The Court’s opinion is here.
Administrative Law Judge Decisions
Starbucks Corporation (13-CA-296145, et al.; JD-28-23) Chicago, IL. Administrative Law Judge Geoffrey Carter issued his decision on May 2, 2023. Charges filed by Workers United a/w the Service Employees International Union (SEIU).
Fred Meyers Stores, Inc., a subsidiary of The Kroger Company (19-CA-272795 and 19-CA-272796; JD(SF)-12-23) Seattle, Burien, and Bellingham, WA. Administrative Law Judge Mara-Louise Anzalone issued her decision on May 3, 2023. Charges filed by United Food and Commercial Workers Local No. 21, a/w United Food and Commercial Workers International Union.
Perrigo New York, Inc. (02-CB-298980; JD(NY)-09-23) New York, NY. Administrative Law Judge Kenneth W. Chu issued his decision on May 3, 2023. Charge filed by Local 210, International Brotherhood of Teamsters.

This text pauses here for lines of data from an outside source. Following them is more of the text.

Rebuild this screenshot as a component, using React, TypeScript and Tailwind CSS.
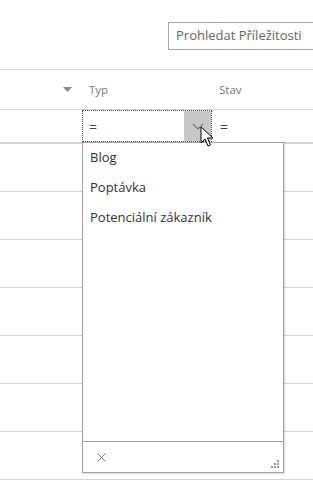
import { X } from 'lucide-react';

const rows = [0, 1, 2, 3, 4, 5, 6];
const options = ['Blog', 'Poptávka', 'Potenciální zákazník'];

const App = () => {
  return (
    <main
      className="relative h-[486px] w-[313px] overflow-hidden bg-white text-[#333]"
      style={{ fontFamily: '"Open Sans", "Noto Sans", sans-serif' }}
    >
      {/* search */}
      <div className="flex h-[69px] justify-start pl-[168px] pt-[22px]">
        <div className="flex h-[28px] w-[170px] shrink-0 items-center border border-[#a6a6a6] pl-[7px] text-[13px] text-[#666]">
          Prohledat Příležitosti
        </div>
      </div>

      {/* header */}
      <div className="flex h-[40px] items-center border-t border-[#d4d4d4] text-[11.5px] text-[#777]">
        <div className="flex w-[82px] justify-end pr-[10px]">
          <svg width="9" height="5" viewBox="0 0 9 5">
            <path d="M0 0h9L4.5 5z" fill="#8a8a8a" />
          </svg>
        </div>
        <div className="w-[130px] pl-[7px]">Typ</div>
        <div className="pl-[7px]">Stav</div>
      </div>

      {/* filter row */}
      <div className="flex h-[35px] border-y border-b-2 border-[#d4d4d4] text-[14px] text-[#444]">
        <div className="w-[82px]" />
        <div className="flex w-[130px] border border-dotted border-[#444]">
          <div className="flex flex-1 items-center pl-[6px]">=</div>
          <div className="flex w-[27px] items-center justify-center bg-[#c8c8c8]">
            <svg width="12" height="7" viewBox="0 0 12 7">
              <path d="M1 1l5 5 5-5" fill="none" stroke="#777" strokeWidth="1.2" />
            </svg>
          </div>
        </div>
        <div className="flex items-center pl-[8px]">=</div>
      </div>

      {/* rows */}
      {rows.map((r) => (
        <div key={r} className="h-[48px] border-b border-[#d4d4d4]" />
      ))}

      {/* dropdown */}
      <div className="absolute left-[82px] top-[142px] flex h-[331px] w-[202px] flex-col border border-[#a0a0a0] bg-white shadow-[1px_1px_2px_rgba(0,0,0,0.15)]">
        <ul className="flex-1 text-[13px] text-[#333]">
          {options.map((o) => (
            <li key={o} className="flex h-[30px] items-center pl-[7px]">
              {o}
            </li>
          ))}
        </ul>
        <div className="relative flex h-[31px] items-center border-t border-[#a0a0a0] pl-[11px]">
          <X size={15} strokeWidth={1.6} className="text-[#777]" />
          <svg className="absolute bottom-[3px] right-[3px]" width="10" height="10" viewBox="0 0 10 10">
            <rect x="7" y="1" width="2" height="2" fill="#999" />
            <rect x="4" y="4" width="2" height="2" fill="#999" />
            <rect x="7" y="4" width="2" height="2" fill="#999" />
            <rect x="1" y="7" width="2" height="2" fill="#999" />
            <rect x="4" y="7" width="2" height="2" fill="#999" />
            <rect x="7" y="7" width="2" height="2" fill="#999" />
          </svg>
        </div>
      </div>

      {/* cursor */}
      <svg className="absolute left-[200px] top-[126px]" width="14" height="22" viewBox="0 0 14 22">
        <path
          d="M1 1v16l4-4 3 7 2.5-1-3-7h5.5z"
          fill="#fff"
          stroke="#000"
          strokeWidth="1"
          strokeLinejoin="round"
        />
      </svg>
    </main>
  );
};

export default App;
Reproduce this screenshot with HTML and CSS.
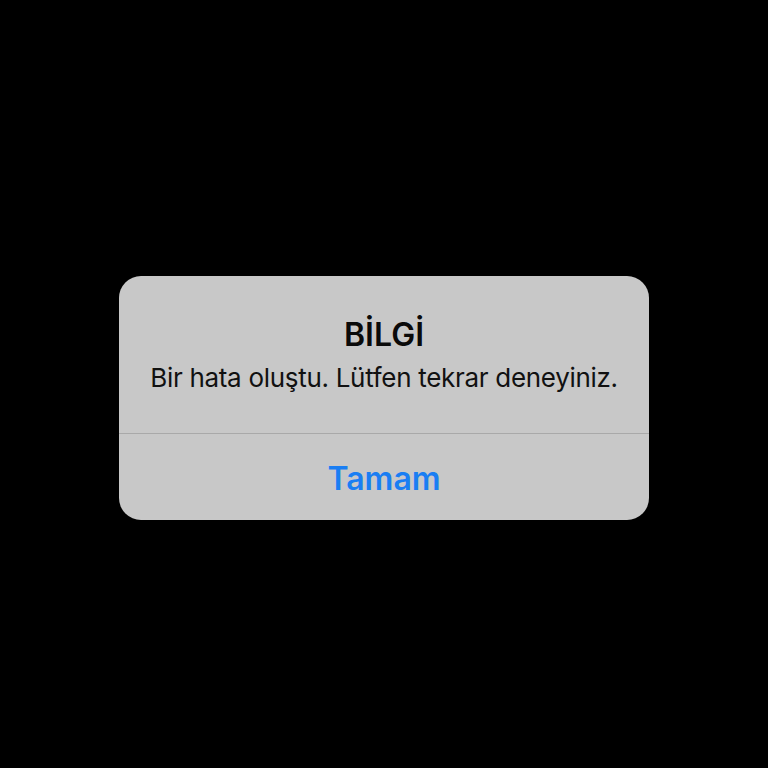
FILE: index.html
```html
<!DOCTYPE html>
<html lang="tr">
<head>
<meta charset="utf-8">
<link rel="stylesheet" href="styles.css">
</head>
<body>
<div class="screen">
  <div class="alert">
    <div class="alert-body">
      <div class="alert-title">BİLGİ</div>
      <div class="alert-message">Bir hata oluştu. Lütfen tekrar deneyiniz.</div>
    </div>
    <div class="alert-actions">
      <div class="alert-button">Tamam</div>
    </div>
  </div>
</div>
</body>
</html>
```

FILE: styles.css
```css
html, body {
  margin: 0;
  padding: 0;
  background: #000;
}
.screen {
  width: 768px;
  height: 768px;
  display: flex;
  justify-content: center;
  align-items: flex-start;
  padding-top: 276px;
  box-sizing: border-box;
  font-family: Inter, "Noto Sans", sans-serif;
}
.alert {
  width: 530px;
  height: 244px;
  background: #c8c8c8;
  border-radius: 22px;
  display: flex;
  flex-direction: column;
  overflow: hidden;
}
.alert-body {
  height: 158px;
  box-sizing: border-box;
  padding-top: 39px;
  display: flex;
  flex-direction: column;
  align-items: center;
  border-bottom: 1px solid #a9a9a9;
}
.alert-title {
  font-size: 32px;
  font-weight: 600;
  color: #0a0a0a;
  line-height: 40px;
}
.alert-message {
  margin-top: 7px;
  font-size: 26px;
  letter-spacing: -0.3px;
  color: #111;
  line-height: 32px;
}
.alert-actions {
  flex: 1;
  display: flex;
  align-items: center;
  justify-content: center;
  padding-top: 3px;
}
.alert-button {
  font-size: 32px;
  font-weight: 600;
  color: #1a7ef3;
  line-height: 38px;
}
```
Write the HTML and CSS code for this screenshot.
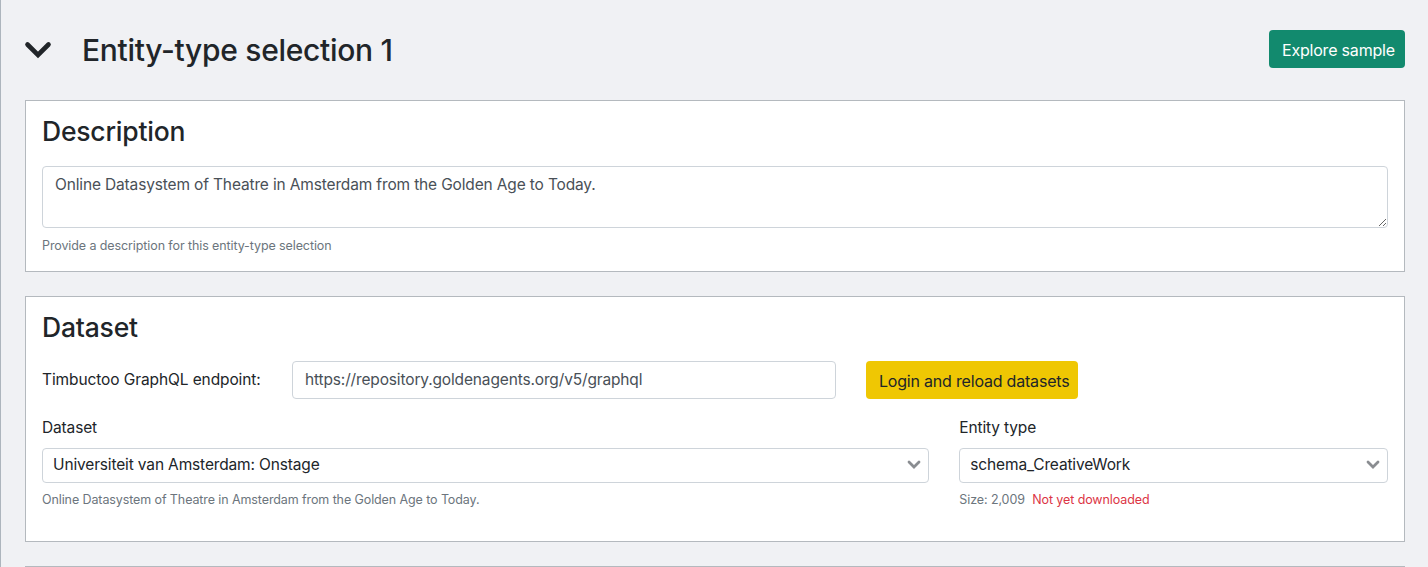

Starbucks Corporation (15-CA-290336, et al.; JD-30-23) Memphis, TN. Administrative Law Judge Paul Bogas issued his decision on May 4, 2023. Charges filed by Workers United.
Blue School (02-CA-292782; JD(NY)-08-23) New York, NY. Administrative Law Judge Jeffrey P. Gardner issued his decision on May 4, 2023. Charge filed by Local 2110, Technical, Office & Professional Union, UAW.